As I work on Sunday's message from John 2:12-22 on Jesus cleansing the Temple, I came across the following section from Mark Driscoll's very helpful sermon Angry Worship.
Do you guys see what’s happened here? Do you guys know what the difference is between a consumer and a worshipper? This is exactly what the difference is: A consumer is someone who believes that the entire world exists to service their needs, and that they have a certain amount of money that they are now going to place in some particular business. Therefore, all the businesses should compete for their dollar. And then whoever wins, right – I’ll just show it to you. This is how it works: Here’s my buck. I’m a consumer. Now, I want some things. Now, what I’m trying to figure out is who will give me the most for my dollar. And so I start to look at competitors, and then people rise up against each other to compete for this. And then what I try to find out is where can I place this and get the maximum return with the least amount of inconvenience? Who will do for me the most and charge me the least? That is a consumer.
Now, a worshipper is just the opposite. A worshipper looks at this and says, “Where can I give this so that the most number of people are benefiting? Where can I give this so that I don’t get anything from this, but that someone else gets God’s love, grace, mercy extended to them in some tangible way?” A worshipper looks at it and says, “It is not about me. It is about God and those people that don’t yet know God.” A consumer looks at it and says, “It’s all about me. I’m the customer. The customer’s always right. The customer is king. Whatever the customer wants.” We live in a world that is governed and dominated by consumerism. And when consumerism creeps into our spirituality, what happens then we look at church and brothers and sisters in Christ and God and the work of the Gospel as something that is to compete for our interest. “What will it take for me to get as much as I can and give as little as I can? How can I have some sort of transacting relationship in which I win?” That’s exactly what is happening. “How can I get the biggest bang for my buck?”
And a consumer views church and view God and views religion as the place where they can get all of their needs met without making any sacrifices, without being inconvenienced, without having to carry any responsibility for anyone else. The worst of it is when men don’t look at it and say, “Well, gosh, what can I do for women, children, single moms, widows, orphans, the poor, the handicapped, the neglected, those in need?” If I am an able-bodied male, that means “How can I take what I have and invest that so that they are blessed and that they are loved and that they have an opportunity to worship God as well? How can I pay the bills for them so that they can come to know God?” That’s an attitude of a worshipper, but a consumer it is not.

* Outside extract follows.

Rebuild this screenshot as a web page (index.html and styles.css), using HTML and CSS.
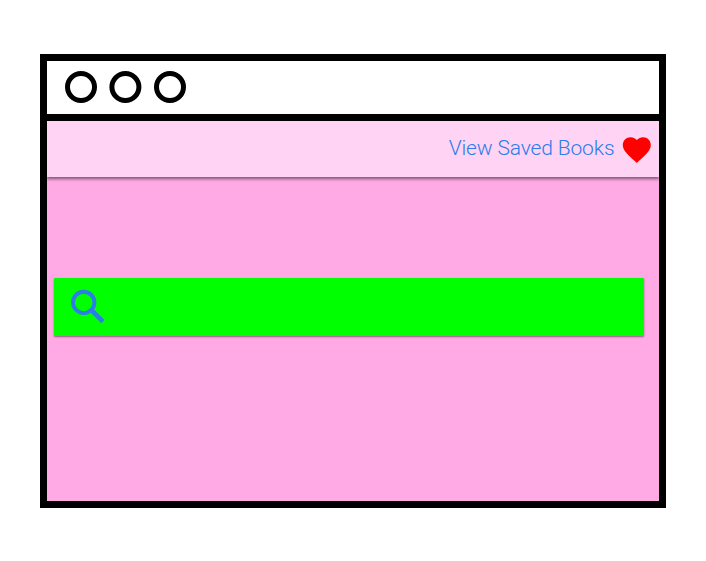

A consumer takes every single dollar and hour and interest and invest them – invest that in themselves. And what that is, is it’s idolatry. It’s self-worship. It is giving what belongs to God to myself. It’s self-glorification. We also call that things like self-esteem or self-actualization. We got a whole language for pride. Jesus is confronting the heart of this kind of worship. The disciples look at it and they say, “You know, he has zeal for his father’s house.” What always happens then is the religious professionals that are making a good income off of this sort of transaction they get angry because they’re losing market share. They’re losing income. And if people believe what Jesus has to say, then the whole thing is going to come undone.